What is being asked | Copy out the records precisely, omitting pictures.

Given information |
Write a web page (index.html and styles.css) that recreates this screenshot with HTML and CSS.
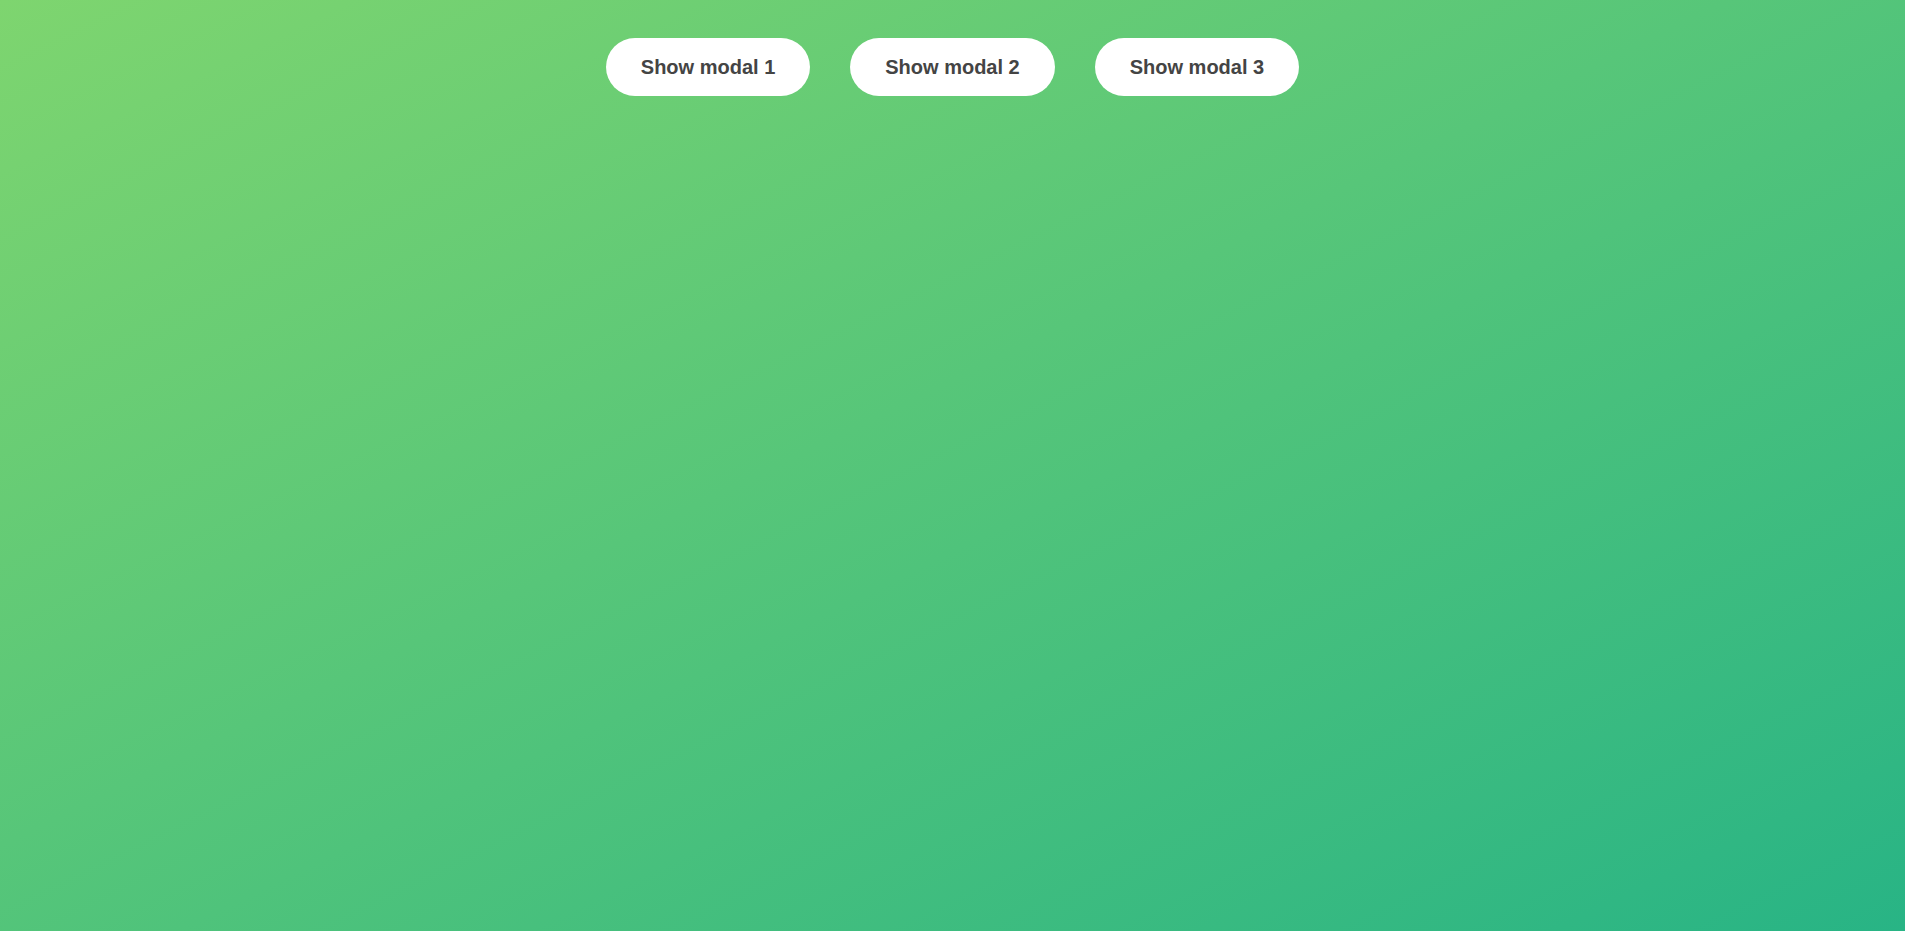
FILE: index.html
```html
<!DOCTYPE html>
<html lang="en">
<head>
<meta charset="utf-8">
<title>Modals</title>
<link rel="stylesheet" href="styles.css">
</head>
<body>
<main class="page">
  <div class="actions">
    <button class="btn" type="button">Show modal 1</button>
    <button class="btn" type="button">Show modal 2</button>
    <button class="btn" type="button">Show modal 3</button>
  </div>
</main>
</body>
</html>
```
FILE: styles.css
```css
* { box-sizing: border-box; }
html, body { margin: 0; padding: 0; height: 100%; }
body {
  font-family: "Liberation Sans", Arial, sans-serif;
  background: linear-gradient(to right bottom, #7ed56f, #28b485);
  min-height: 100vh;
}
.page {
  min-height: 100vh;
  padding-top: 38px;
}
.actions {
  display: flex;
  justify-content: center;
  gap: 40px;
}
.btn {
  font-family: "Liberation Sans", Arial, sans-serif;
  font-size: 20px;
  font-weight: 700;
  color: #444;
  background: #fff;
  border: none;
  border-radius: 100px;
  height: 58px;
  padding: 0 35px;
  cursor: pointer;
}
```
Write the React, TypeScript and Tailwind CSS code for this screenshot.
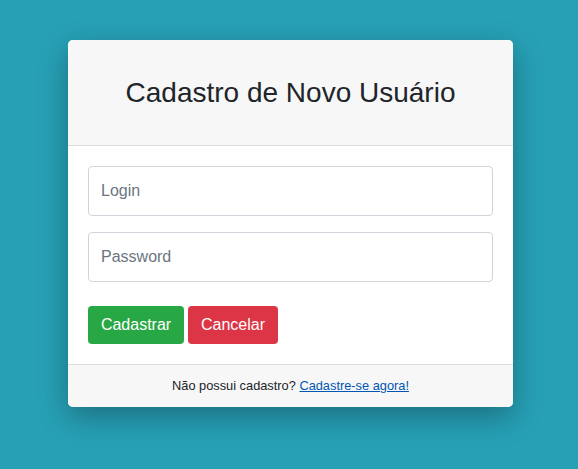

Result |
Write a web page (index.html and styles.css) that recreates this screenshot with HTML and CSS.
FILE: index.html
```html
<!DOCTYPE html>
<html lang="en">
<head>
<meta charset="utf-8">
<title>Modals</title>
<link rel="stylesheet" href="styles.css">
</head>
<body>
<main class="page">
  <div class="actions">
    <button class="btn" type="button">Show modal 1</button>
    <button class="btn" type="button">Show modal 2</button>
    <button class="btn" type="button">Show modal 3</button>
  </div>
</main>
</body>
</html>
```
FILE: styles.css
```css
* { box-sizing: border-box; }
html, body { margin: 0; padding: 0; height: 100%; }
body {
  font-family: "Liberation Sans", Arial, sans-serif;
  background: linear-gradient(to right bottom, #7ed56f, #28b485);
  min-height: 100vh;
}
.page {
  min-height: 100vh;
  padding-top: 38px;
}
.actions {
  display: flex;
  justify-content: center;
  gap: 40px;
}
.btn {
  font-family: "Liberation Sans", Arial, sans-serif;
  font-size: 20px;
  font-weight: 700;
  color: #444;
  background: #fff;
  border: none;
  border-radius: 100px;
  height: 58px;
  padding: 0 35px;
  cursor: pointer;
}
```
Write the React, TypeScript and Tailwind CSS code for this screenshot.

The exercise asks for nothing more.